Rather than modernize spaces for either students or professors with the perennially increasing tuition students pay, Rev. Donald J. Harrington, president of the University does things like hand out six-figure, reportedly interest-free loans to his already overpaid chief of staff Rob Wile with students’ tuition money. While students shivered during philosophy class, Wile lived the high life, spending hundreds on liquor and fancy dinners that were billed back to the University by Cecilia Chang.

And while a professor hastily cleared a space so his pupil could sit and chat after class in the space that constituted his or her “office,” Harrington and Wile lived a 1 percent lifestyle on trips to Asia and Hawaii.

Harrington certainly enjoyed a lot of perks for a president of a university that claims to be Vincentian, and for a priest that took a vow of “poverty.” I wonder how many people living in actual poverty get to go on vacation to Turks and Caicos on their employers’ dime, as Harrington did. I wonder if the money spent on that trip could have been spent on fixing the crooked St. John’s crest at Taffner.

St. John’s students, faculty and even other administrators asked themselves and each other those same questions as more and more details of Harrington and Wile’s questionable expenses emerged. They stopped talking about those things – and not for the reasons Harrington would want – last Thursday, when St. John’s COO Martha Hirst announced via email that the Manhattan campus will be sold off. The cited reason is the apparently booming Manhattan real estate market, which even if true is a terrible, awful reason – one that would only make sense if St. John’s was viewed as a for-profit corporation, not a place to provide a “Catholic, Vincentian and Metropolitan” education.

The Manhattan campus, just like the Staten Island, Queens, Oakdale, Paris or Rome campus, shouldn’t be treated as some sort of commodity, to be bought and sold according to the whims of the market. If anything, St. John’s should be expanding its footprint in the city, despite its bottom line, because that’s what would be best for its students.

Think about it – in its current location at 101 Murray St., the Manhattan campus is the ideal place for a business student.
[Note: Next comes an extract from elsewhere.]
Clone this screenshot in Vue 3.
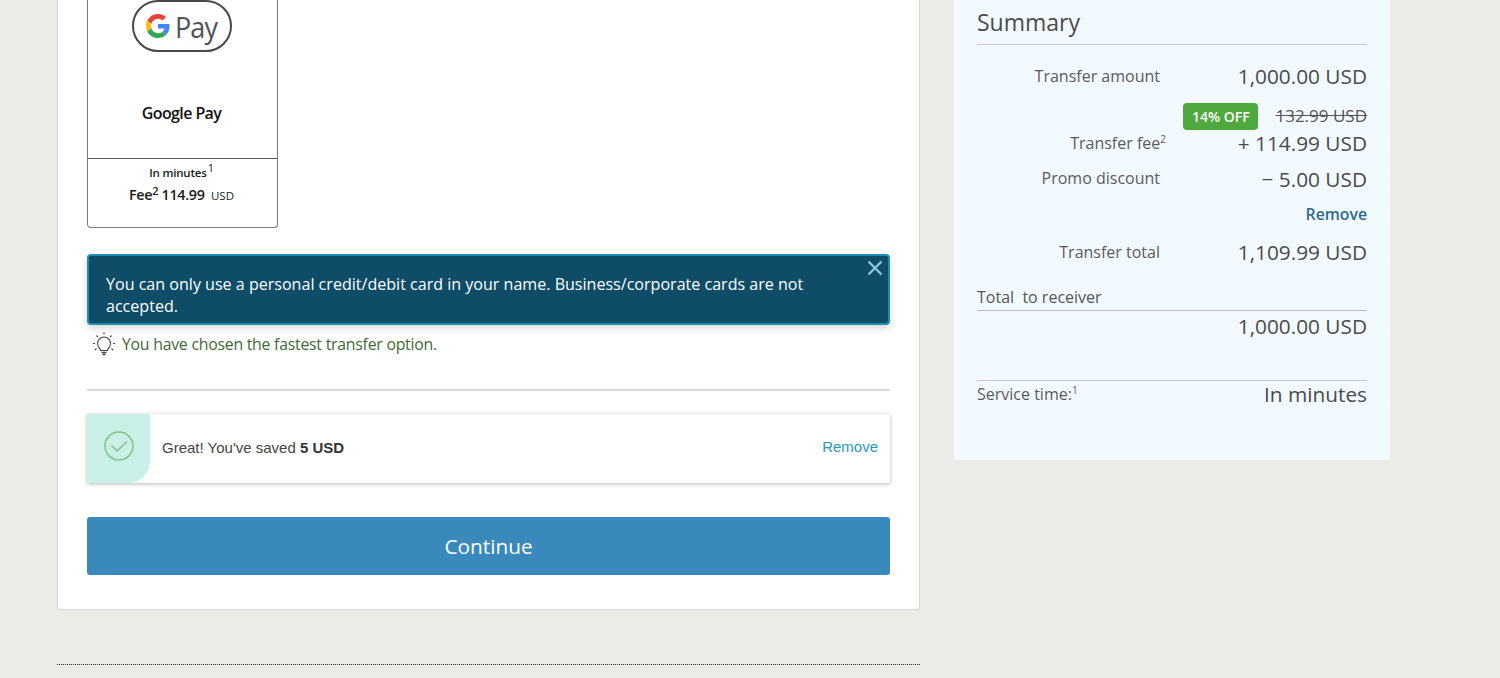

It’s not a stretch to say that it is in perhaps the best physical location for a business school in the entire world.

It’s a huge selling point for the school to have a building right where people want to work, and would be a huge leg up for students who would live right down the street from potential employers.

Instead, most Tobin classes – undergraduate and graduate – are here in Queens, even as building space on the Manhattan campus goes unused.

Not to worry, however. The University will maintain a footprint in Manhattan, by renting an as-yet unknown place in the city like a young college graduate trying to make ends meet. It’s an incredibly shortsighted move – leaving a great, permanent location in which the St. John’s brand could gain legitimacy and prestige for a temporary locale of which the University literally has no ownership.

Last week, we learned that Harrington, for some bizarre reason, uses NYU as a basis for comparison when measuring St. John’s academically, according to a professor contacted by the Torch.

That’s crazy. We’re closer in stature academically to Queens College than NYU. If the school is serious about being competitive with NYU, having a business school in the city is a great way to start. Instead, we’re getting rid of the building that could, and should, be that school.

Some might say we’ve been really hard on Harrington for everything that has gone on through this whole Chang saga – the trip to the Caribbean, the nightclubs and Las Vegas trips charged on Wile’s credit card and the general lack of control and oversight he had over Wile and Chang.

But the anger of students and faculty toward him is no longer about Chang. Harrington, in their eyes, is motivated not by the best interests of his students or what would be best academically for St. John’s, but by the almighty dollar, like so many others.

That’s the perception of Harrington since the NY Mag report hit, fair or not, and nobody within the University or outside of it has done anything to combat that. Whether he gets a chance to repair that image, well, that’s up for the Board of Trustees to decide.